**EXERCISE GOAL**
Determine how many lines of the data below contain "with", then give only that number.

++++++

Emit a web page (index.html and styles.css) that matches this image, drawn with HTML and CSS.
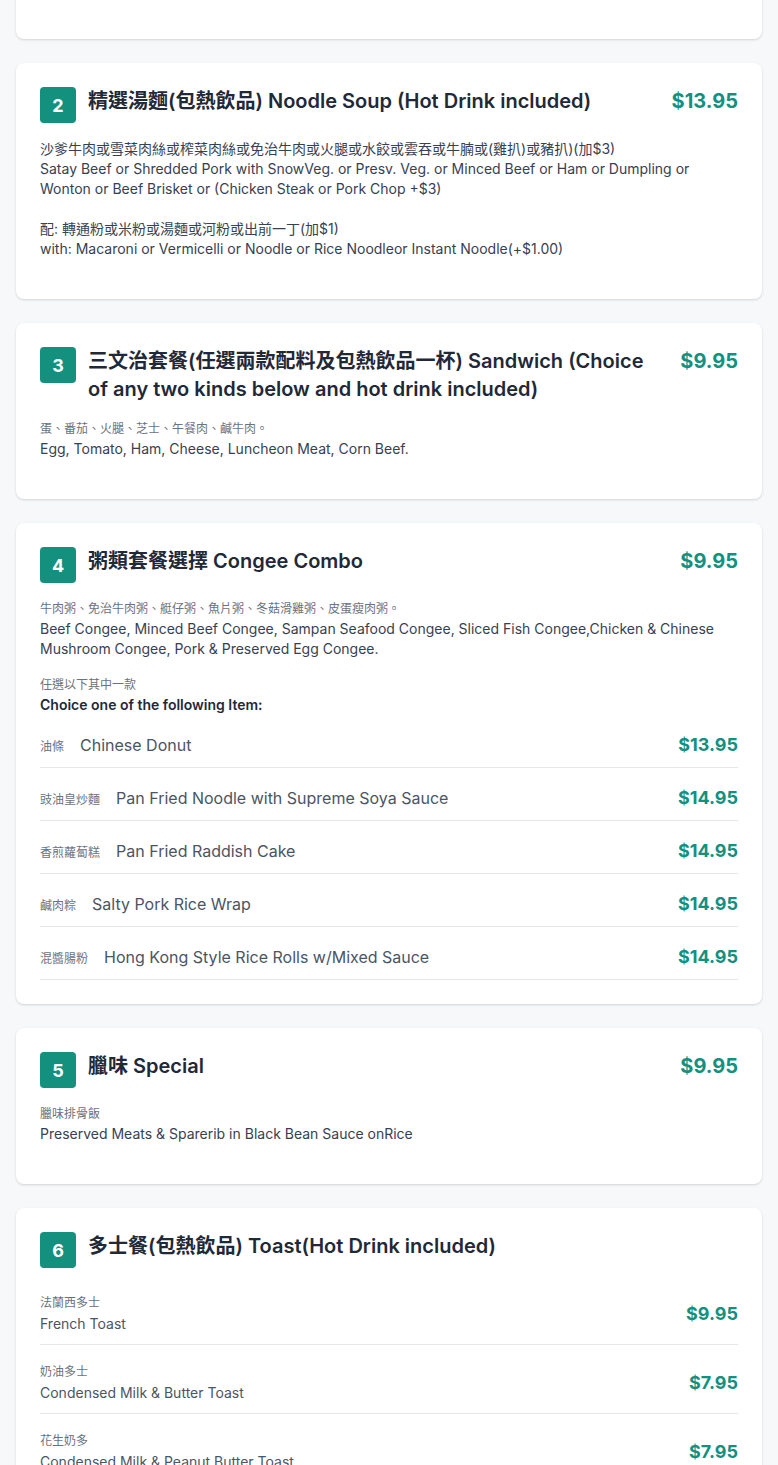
FILE: index.html
```html
<!DOCTYPE html>
<html lang="en">
<head>
<meta charset="utf-8">
<title>Menu</title>
<link rel="stylesheet" href="styles.css">
</head>
<body>
<main class="menu">
  <section class="card">
    <div class="card-head">
      <span class="badge">1</span>
      <h2 class="title">常餐 Daily Set</h2>
      <span class="price">$12.95</span>
    </div>
    <div class="desc">
      <div class="zh">火腿通粉、炒蛋、牛油多士</div>
      <div class="en">Macaroni with Ham, Scrambled Egg, Butter Toast</div>
    </div>
  </section>

  <section class="card">
    <div class="card-head">
      <span class="badge">2</span>
      <h2 class="title">精選湯麵(包熱飲品) Noodle Soup (Hot Drink included)</h2>
      <span class="price">$13.95</span>
    </div>
    <p class="para">沙爹牛肉或雪菜肉絲或榨菜肉絲或免治牛肉或火腿或水餃或雲吞或牛腩或(雞扒)或豬扒)(加$3)<br>Satay Beef or Shredded Pork with SnowVeg. or Presv. Veg. or Minced Beef or Ham or Dumpling or Wonton or Beef Brisket or (Chicken Steak or Pork Chop +$3)<br><br>配: 轉通粉或米粉或湯麵或河粉或出前一丁(加$1)<br>with: Macaroni or Vermicelli or Noodle or Rice Noodleor Instant Noodle(+$1.00)</p>
  </section>

  <section class="card">
    <div class="card-head">
      <span class="badge">3</span>
      <h2 class="title">三文治套餐(任選兩款配料及包熱飲品一杯) Sandwich (Choice of any two kinds below and hot drink included)</h2>
      <span class="price">$9.95</span>
    </div>
    <div class="desc">
      <div class="zh">蛋、番茄、火腿、芝士、午餐肉、鹹牛肉。</div>
      <div class="en">Egg, Tomato, Ham, Cheese, Luncheon Meat, Corn Beef.</div>
    </div>
  </section>

  <section class="card card-list">
    <div class="card-head">
      <span class="badge">4</span>
      <h2 class="title">粥類套餐選擇 Congee Combo</h2>
      <span class="price">$9.95</span>
    </div>
    <div class="desc">
      <div class="zh">牛肉粥、免治牛肉粥、艇仔粥、魚片粥、冬菇滑雞粥、皮蛋瘦肉粥。</div>
      <div class="en">Beef Congee, Minced Beef Congee, Sampan Seafood Congee, Sliced Fish Congee,Chicken &amp; Chinese Mushroom Congee, Pork &amp; Preserved Egg Congee.</div>
    </div>
    <div class="choice">
      <div class="zh">任選以下其中一款</div>
      <div class="choice-en">Choice one of the following Item:</div>
    </div>
    <ul class="options">
      <li class="option"><span class="opt-name"><span class="opt-zh">油條</span><span class="opt-en">Chinese Donut</span></span><span class="opt-price">$13.95</span></li>
      <li class="option"><span class="opt-name"><span class="opt-zh">豉油皇炒麵</span><span class="opt-en">Pan Fried Noodle with Supreme Soya Sauce</span></span><span class="opt-price">$14.95</span></li>
      <li class="option"><span class="opt-name"><span class="opt-zh">香煎蘿蔔糕</span><span class="opt-en">Pan Fried Raddish Cake</span></span><span class="opt-price">$14.95</span></li>
      <li class="option"><span class="opt-name"><span class="opt-zh">鹹肉粽</span><span class="opt-en">Salty Pork Rice Wrap</span></span><span class="opt-price">$14.95</span></li>
      <li class="option"><span class="opt-name"><span class="opt-zh">混醬腸粉</span><span class="opt-en">Hong Kong Style Rice Rolls w/Mixed Sauce</span></span><span class="opt-price">$14.95</span></li>
    </ul>
  </section>

  <section class="card">
    <div class="card-head">
      <span class="badge">5</span>
      <h2 class="title">臘味 Special</h2>
      <span class="price">$9.95</span>
    </div>
    <div class="desc">
      <div class="zh">臘味排骨飯</div>
      <div class="en">Preserved Meats &amp; Sparerib in Black Bean Sauce onRice</div>
    </div>
  </section>

  <section class="card card-items">
    <div class="card-head head-tight">
      <span class="badge">6</span>
      <h2 class="title">多士餐(包熱飲品) Toast(Hot Drink included)</h2>
    </div>
    <ul class="items">
      <li class="item"><div class="item-name"><div class="item-zh">法蘭西多士</div><div class="item-en">French Toast</div></div><span class="item-price">$9.95</span></li>
      <li class="item"><div class="item-name"><div class="item-zh">奶油多士</div><div class="item-en">Condensed Milk &amp; Butter Toast</div></div><span class="item-price">$7.95</span></li>
      <li class="item"><div class="item-name"><div class="item-zh">花生奶多</div><div class="item-en">Condensed Milk &amp; Peanut Butter Toast</div></div><span class="item-price">$7.95</span></li>
      <li class="item"><div class="item-name"><div class="item-zh">牛油果醬多士</div><div class="item-en">Butter &amp; Jam Toast</div></div><span class="item-price">$7.95</span></li>
    </ul>
  </section>
</main>
</body>
</html>
```

FILE: styles.css
```css
* { box-sizing: border-box; }

html, body {
  margin: 0;
  padding: 0;
  background: #f7f8fa;
  font-family: Inter, "Noto Sans CJK TC", "Noto Sans", sans-serif;
  color: #374151;
}

.menu {
  display: flex;
  flex-direction: column;
  gap: 24px;
  padding: 0 16px 24px;
  margin-top: -117px;
}

.card {
  background: #ffffff;
  border-radius: 8px;
  box-shadow: 0 1px 3px rgba(0, 0, 0, 0.10), 0 1px 2px rgba(0, 0, 0, 0.06);
  padding: 24px;
}

.card-head {
  display: flex;
  align-items: flex-start;
  gap: 12px;
  margin-bottom: 16px;
}

.head-tight { margin-bottom: 8px; }

.badge {
  flex: none;
  width: 36px;
  height: 36px;
  border-radius: 4px;
  background: #14907f;
  color: #ffffff;
  font-size: 18px;
  font-weight: 700;
  display: flex;
  align-items: center;
  justify-content: center;
}

.title {
  flex: 1;
  margin: 0;
  font-size: 20px;
  line-height: 28px;
  font-weight: 600;
  color: #1f2937;
}

.price {
  flex: none;
  margin-left: 24px;
  font-size: 20px;
  line-height: 28px;
  font-weight: 700;
  color: #14907f;
}

.para {
  margin: 0 0 16px;
  font-size: 14px;
  line-height: 20px;
  color: #374151;
}

.desc { margin-bottom: 16px; }

.zh {
  font-size: 12px;
  line-height: 20px;
  color: #6b7280;
}

.en {
  font-size: 14px;
  line-height: 20px;
  color: #374151;
}

.choice-en {
  font-size: 14px;
  line-height: 20px;
  font-weight: 600;
  color: #1f2937;
}

.options, .items {
  list-style: none;
  margin: 0;
  padding: 0;
}

.option {
  display: flex;
  align-items: center;
  justify-content: space-between;
  padding: 16px 0 8px;
  border-bottom: 1px solid #e5e7eb;
}

.opt-name {
  display: flex;
  align-items: center;
  gap: 16px;
}

.opt-zh {
  font-size: 12px;
  color: #6b7280;
}

.opt-en {
  font-size: 16px;
  line-height: 24px;
  color: #4b5563;
}

.opt-price {
  font-size: 18px;
  line-height: 28px;
  font-weight: 700;
  color: #14907f;
}

.item {
  display: flex;
  align-items: center;
  justify-content: space-between;
  padding: 18px 0 10px;
  border-bottom: 1px solid #e5e7eb;
}

.item-zh {
  font-size: 12px;
  line-height: 18px;
  color: #6b7280;
}

.item-en {
  margin-top: 2px;
  font-size: 14px;
  line-height: 20px;
  color: #4b5563;
}

.item-price {
  font-size: 18px;
  line-height: 28px;
  font-weight: 700;
  color: #14907f;
}
```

++++++

**SOLVED EXERCISE**
4